Just when it became apparent that this ‘ban’ is a sick joke from warped minds of a bygone era, the regime announces moves to congest an already choked judicial and prison system with Twitter users. From the ban on foreign rice to other items on the prohibition list, bans have done nothing but made Nigerians hate their local alternatives. As it stands, access to Twitter now becomes a bragging right – are you on twira?
Insane that people might now have to do time for tweeting? Of all the challenges of injustice confronting Nigeria, government might bring in mobile courts. A corrupt and abusive police would have a field day scrutinising phones and making those with twitter apps pay. Despotism is a system where the rights of citizens are trampled with impunity. Welcome to Gestapo Nation.
While proposing to ban his 40 million citizens from Twitter, Buhari provides no alternative. Perhaps we’re heading back to the era of morse code, morse wireless, telex and fax machines; an era in which the old P&T runs the show and a fellow soldier glibly pronounced that telephones are not for the poor. It is foreseeable that being able to Tweet and avoid jail time would soon become as attractive as scamming people and wantonly displaying the proceeds.
Social media provides the only avenue for angry Nigerians to exhale. Those who are incapable of joining herdsmen, kidnappers and ritual killers sit behind their screens venting their spleen. There are very few incidences where cyberbullies and trolls take the animosity to the streets. When you box a people in suppressing their views, you make violent altercations inevitable. Today’s Nigeria boxes in dissent thereby encouraging contending ethno-religious and other social forces.
Nigeria is not the only country unsubscribed to social media ethos, communist nations, their sympathisers and monarchies are on the list of infamy. There is nothing wrong in being a pariah state as long as you have the wherewithal to sustain it. Nigeria does not have that aptitude. Most humans do not subscribe to the global ethos of a ‘democratic’ unipolar world order. The aftermath of enforcing democracy across the globe has led eternal gangrenes and broken nations from Afghanistan through Libya, Colombia to Yemen and Syria to mention a few.
Communism is not ossified in its dogma; rather, it innovates and joins the rat race. Russia has Telegram, VKontakte (VK) and OdnoKlassniki (OK). China has Weibo, WeChat and many more. These communist behemoths have not left their people blanketed from the rest of the world of social media. YouTube, an American company is most popular in communist Russia. What does Nigeria own? What has it planned as a platform for engaging its burgeoning citizenry?
Nigeria might soon launch a social media app the way it claimed to have satellite in space. If it does – how many Nigerians would use and trust it? We have encounters with NTA, FRCN. We had interaction with the defunct P&T, NNPC and NEPA.
Proposing to send people to jail, shows where the heart of this government is – absolutely against the people. This regime is far from the yearnings of the electorate. Security is top of the wish list of Nigerians, they expect their government to create the enabling environment for job creation and job security; they expect government to lead on national entente instead of nepotism and discordance. It is curious that government actions and ideas do not bend towards these lofty aspirations.

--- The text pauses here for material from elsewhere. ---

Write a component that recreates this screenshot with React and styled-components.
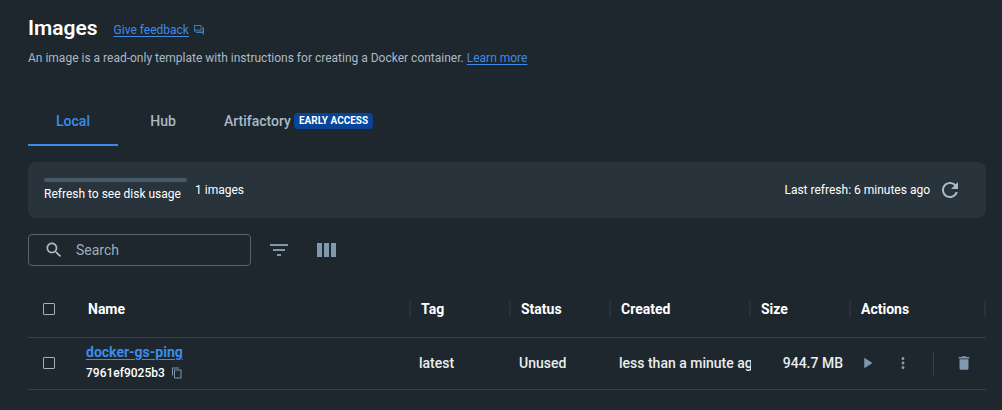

Sending people to jail for tweeting while herdsmen freely unleash carnage, ordering some to be shot at sight while those who hold press conferences defending massacres roam free is not how to build a nation. Masked men shoot and kill in broad daylight. They set fire to police and electoral offices without scruples.
Knowledge of President Buhari’s antecedents and the pronouncements of his co-travellers portend grave danger for cohesion and the future of the nation. Is there a tacit attempt to unleash an order of social insecurity that makes peaceful transition seem impossible?